Me:  Midgets are cool
Me:  David Lee Roth uses them all the time in videos
ahmed:  and ALLAH create me
Me:  Just like really tall people they draw attention
Me:  Very useful
ahmed:  ok
ahmed:  you want muslims or tall
Me:  but Midgets would work better for videos and thus why David uses them I suppose
ahmed:  ok
Me:  So where do you hang out on the web
ahmed:  thank you
ahmed:  bye
Me:  Ok.
Me:  Bye
Me:  Nice to meet you.
ahmed:  i am in USA
Me:  I look forward to hearing your oppinions on facebook and twitter
Me:  It says you are in Eypt
ahmed:  yes
ahmed:  but i will come there
Me:  So are you in Egypt or USA
ahmed:  in Egypt
ahmed:  and i will come there
Me:  Well, when you visit be sure and post pics I will comment on them and repost them for you
Me:  What's your twitter ID?
ahmed:  what do you mean?
Me:  Or are you a tunblr sort
Me:  I hate the Tumblr sorts
ahmed:  i do not have
Me:  What is wrong with you why do you not have anything?
ahmed:  ok
ahmed:  byeeeeeeeeeee
Me:  Are you a stalker. lol
Me:  Or a criminal
Me:  lol
Me:  I bet you are part of Anonymous
ahmed:  i am officer
Me:  !!!!!
Me:  A police officer?
Me:  Cool
ahmed:  air force
Me:  I have ALOT of police officers on my facebook feed.
Me:  Ahhh Air force
Me:  Cool
ahmed:  technician
Me:  Cool
Me:  I have some friends in NSA
Me:  lol
ahmed:  ok
Me:  not a friod slip
Me:  I look forward to seeing your facebook
ahmed:  why you come to Muslima what is your goal?

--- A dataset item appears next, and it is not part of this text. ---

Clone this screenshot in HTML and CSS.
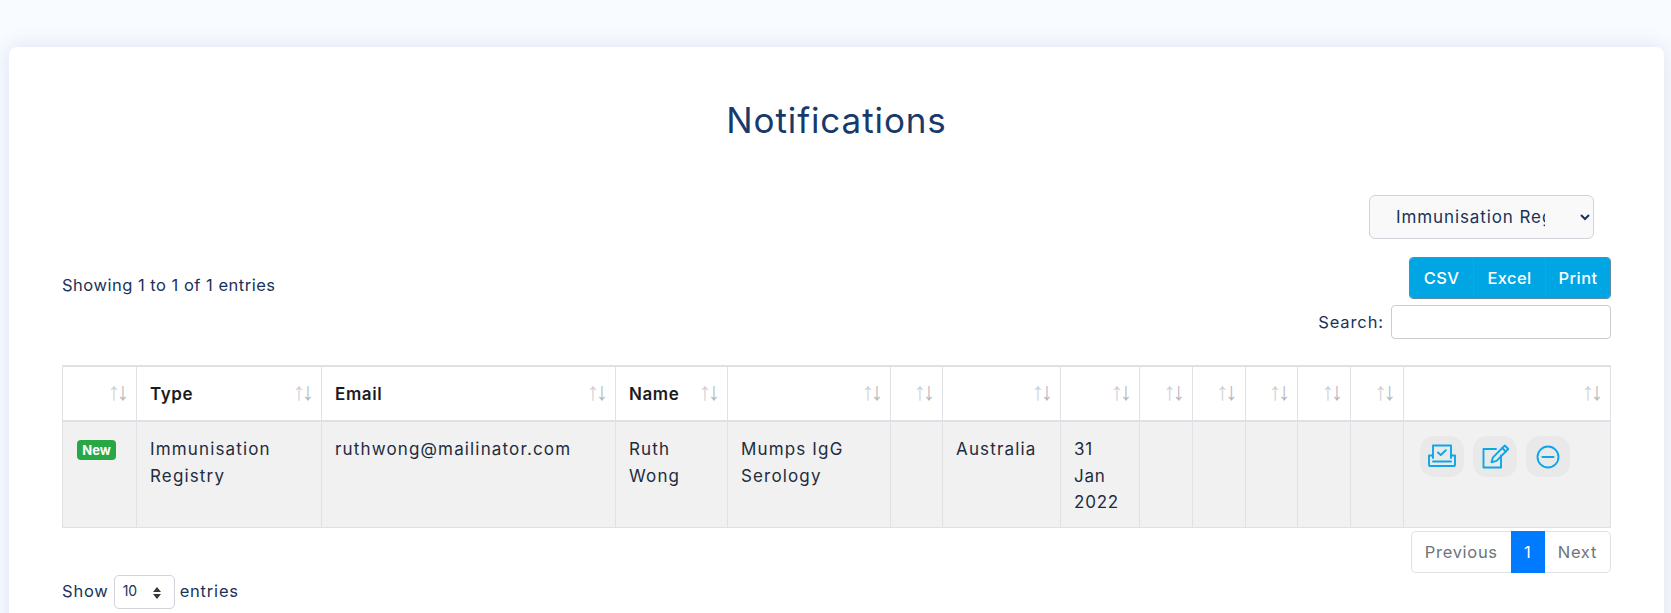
FILE: index.html
```html
<!DOCTYPE html>
<html lang="en">
<head>
<meta charset="utf-8">
<title>Notifications</title>
<link rel="stylesheet" href="styles.css">
</head>
<body>
<main class="card">
  <h1 class="title">Notifications</h1>
  <div class="filter-row">
    <select class="filter"><option>Immunisation Registry</option></select>
  </div>
  <div class="controls">
    <div class="info">Showing 1 to 1 of 1 entries</div>
    <div class="controls-right">
      <div class="btn-group">
        <button class="btn">CSV</button><button class="btn">Excel</button><button class="btn">Print</button>
      </div>
      <label class="search">Search: <input class="search-input" type="search"></label>
    </div>
  </div>
  <table class="table">
    <colgroup>
      <col class="c1"><col class="c2"><col class="c3"><col class="c4"><col class="c5"><col class="c6"><col class="c7"><col class="c8"><col class="c9"><col class="c9"><col class="c9"><col class="c9"><col class="c9"><col>
    </colgroup>
    <thead>
      <tr>
        <th></th><th>Type</th><th>Email</th><th>Name</th><th></th><th></th><th></th><th></th><th></th><th></th><th></th><th></th><th></th><th></th>
      </tr>
    </thead>
    <tbody>
      <tr>
        <td class="badge-cell"><span class="badge">New</span></td>
        <td>Immunisation Registry</td>
        <td>ruthwong@mailinator.com</td>
        <td>Ruth Wong</td>
        <td>Mumps IgG Serology</td>
        <td></td>
        <td>Australia</td>
        <td class="date">31 Jan 2022</td>
        <td></td><td></td><td></td><td></td><td></td>
        <td class="actions">
          <div class="action-list">
          <a class="action" href="#" aria-label="Approve">
            <svg viewBox="0 0 32 32" width="32" height="32" fill="none" stroke="currentColor" stroke-width="1.9" stroke-linejoin="round" stroke-linecap="round"><path d="M7 17V4.500h18V17"/><path d="M7 14.500H3v9.500a1 1 0 0 0 1 1h24a1 1 0 0 0 1-1v-9.500h-4"/><path d="M7 20.500h18"/><path d="M12 11.500l2.800 2.500 5-4.800"/></svg>
          </a>
          <a class="action" href="#" aria-label="Edit">
            <svg viewBox="0 0 32 32" width="32" height="32" fill="none" stroke="currentColor" stroke-width="1.9" stroke-linejoin="round" stroke-linecap="round"><path d="M17 8H4.500v18.500h17.500V14.500"/><path d="M25.800 4.500l3.500 3.500-11.800 11.800-5 1.500 1.500-5z"/><path d="M23.300 7l3.500 3.500"/></svg>
          </a>
          <a class="action" href="#" aria-label="Remove">
            <svg viewBox="0 0 32 32" width="32" height="32" fill="none" stroke="currentColor" stroke-linecap="round"><circle cx="16" cy="16" r="10.500" stroke-width="1.900"/><path d="M10.500 16h11" stroke-width="2.200"/></svg>
          </a>
          </div>
        </td>
      </tr>
    </tbody>
  </table>
  <div class="pager-row">
    <ul class="pager">
      <li class="page">Previous</li><li class="page active">1</li><li class="page">Next</li>
    </ul>
  </div>
  <div class="length">Show <span class="length-wrap"><select class="length-select"><option>10</option></select></span> entries</div>
</main>
</body>
</html>
```
FILE: styles.css
```css
* { box-sizing: border-box; }
html, body { height: 613px; overflow: hidden; }
body {
  margin: 0;
  padding: 47px 7px 0 9px;
  background: #f8fbff;
  font-family: Inter, "Noto Sans", sans-serif;
  font-size: 17px;
  line-height: 26.6px;
  color: #1a3358;
  letter-spacing: 1.150px;
}
.card {
  height: 700px;
  padding: 0 53px;
  background: #fff;
  border-radius: 8px;
  box-shadow: 0 0 20px rgba(90, 110, 170, .18);
}
.title {
  margin: 0;
  padding-top: 49px;
  height: 148px;
  text-align: center;
  font-size: 35px;
  font-weight: 400;
  line-height: 48px;
  letter-spacing: .9px;
  color: #183a6b;
}
.filter-row { display: flex; justify-content: flex-end; padding-right: 17px; }
.filter {
  width: 225px;
  height: 44px;
  padding: 0 32px 0 22px;
  border: 1px solid #ced4da;
  border-radius: 6px;
  background: #f9f9fa;
  font: inherit;
  letter-spacing: .9px;
  color: #1a3358;
}
.controls { display: flex; justify-content: space-between; align-items: flex-start; margin-top: 18px; }
.info { margin-top: 15px; font-size: 16.500px; letter-spacing: .5px; }
.controls-right { display: flex; flex-direction: column; align-items: flex-end; gap: 6px; }
.btn-group { display: flex; height: 42px; border-radius: 4px; overflow: hidden; border: 1px solid #5f8ba5; }
.btn {
  border: 0;
  border-left: 1px solid #5f8ba5;
  padding: 0 13.500px;
  background: #00a5e3;
  color: #fff;
  font: inherit;
  font-size: 16.500px;
  font-weight: 500;
  letter-spacing: .4px;
}
.btn:first-child { border-left: 0; padding: 0 13.500px; }
.btn:last-child { padding: 0 12.500px; }
.search { display: flex; align-items: center; gap: 7px; font-size: 16.500px; letter-spacing: .9px; }
.search-input { width: 220px; height: 34px; border: 1px solid #ccc; border-radius: 4px; background: #fff; }
.table {
  width: 100%;
  margin-top: 26px;
  border-collapse: collapse;
  table-layout: fixed;
  border: 1px solid #dee2e6;
}
.c1 { width: 74px; }
.c2 { width: 185px; }
.c3 { width: 294px; }
.c4 { width: 112px; }
.c5 { width: 163px; }
.c6 { width: 52px; }
.c7 { width: 118px; }
.c8 { width: 79px; }
.c9 { width: 52.750px; }
.table th, .table td { border: 1px solid #dee2e6; vertical-align: top; padding: 14px 13px 0; text-align: left; }
.table th {
  position: relative;
  height: 55px;
  border-top-width: 2px;
  border-bottom-width: 2px;
  color: #1b1b1f;
  font-weight: 600;
  letter-spacing: .6px;
  padding-top: 14px;
}
.table th::before, .table th::after {
  position: absolute;
  top: 11px;
  font-family: "Liberation Sans", sans-serif;
  font-weight: 400;
  font-size: 25px;
  letter-spacing: 0;
  color: #b4b8bd;
}
.table th::before { content: "\2191"; right: 16px; opacity: .65; }
.table th::after { content: "\2193"; right: 7px; }
.table td { height: 106px; background: #f1f1f1; color: #1f2c40; }
.table .date { padding-right: 20px; letter-spacing: .8px; }
.table .badge-cell { padding: 18px 14px 0; }
.badge {
  display: block;
  width: 39px;
  height: 20px;
  border-radius: 4px;
  background: #28a745;
  color: #fff;
  font-size: 13px;
  font-weight: 700;
  line-height: 20px;
  letter-spacing: 0;
  text-align: center;
}
.table .actions { padding: 14px 0 0 16px; }
.action-list { display: flex; gap: 9px; }
.action {
  display: flex;
  align-items: center;
  justify-content: center;
  width: 44px;
  height: 41px;
  border-radius: 14px;
  background: #e9e9e9;
  color: #0da6ea;
}
.pager-row { display: flex; justify-content: flex-end; margin-top: 3px; }
.pager { display: flex; height: 42px; margin: 0; padding: 0; list-style: none; border: 1px solid #dee2e6; border-radius: 5px; color: #6c757d; font-size: 16.500px; letter-spacing: .7px; }
.page { padding: 0 13px; line-height: 40px; }
.page.active { margin: -1px 0; width: 34px; padding: 0; text-align: center; line-height: 42px; background: #007bff; color: #fff; }
.length { display: flex; align-items: center; gap: 5px; margin-top: 2px; height: 34px; font-size: 16.500px; letter-spacing: .8px; }
.length-wrap { position: relative; display: block; width: 61px; height: 34px; }
.length-wrap::before, .length-wrap::after {
  content: "";
  position: absolute;
  right: 14px;
  border-left: 4.500px solid transparent;
  border-right: 4.500px solid transparent;
  pointer-events: none;
}
.length-wrap::before { top: 12px; border-bottom: 5px solid #343a40; }
.length-wrap::after { top: 19px; border-top: 5px solid #343a40; }
.length-select { appearance: none; display: block; width: 100%; height: 34px; padding: 0 8px; border: 1px solid #ced4da; border-radius: 5px; background: #fff; font: inherit; font-size: 14px; letter-spacing: 0; color: #1a3358; }
```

Me:  You will get along great with my friends
ahmed:  what?
Me:  I fullfil my obligations for being availed fo marriage at Muslima
ahmed:  i do not understand you
Me:  You will get along great with my friends
Me:  Where do you and your friends hang out?
ahmed:  i do not know
Me:  Are you like an Omgle?
Me:  I hate Omgle
Me:  What???!
Me:  How can you not know where you and your friends hang out?

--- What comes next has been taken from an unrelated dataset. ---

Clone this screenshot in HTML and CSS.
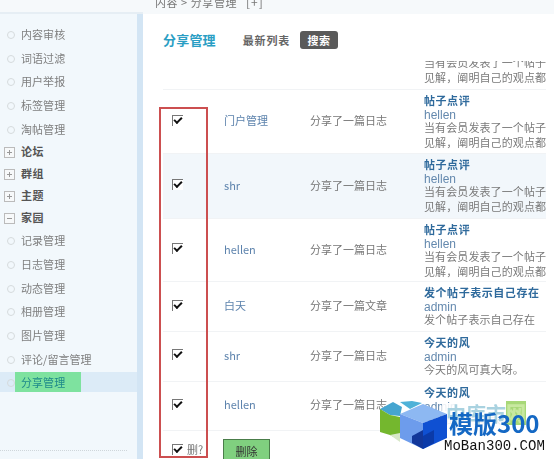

Me:  Every one has friends.
ahmed:  i think you hate muslims
Me:  At least family
Me:  I think maybe you are an ignorant freak
ahmed:  good bye
Me:  a weird midget that has no friends
Me:  that has toreets
Me:  lol
Me:  You must have had a bad time in the womb.
Me:  lol
Me:  Now come on now quit being so angry
Me:  We all know most likely you are not a weird midget that says wrong things at wrong times
Me:  OMG this has to be one of the best IMs EVER.
Me:  This should be published! lol
Me:  You want a link after I publish it?
Me:  I bet we'll make 9gag! ;)
Me:  lol
Me:  Where did you go?
Me:  did you run away?
Me:  That is not the way to make friends. Shame on you!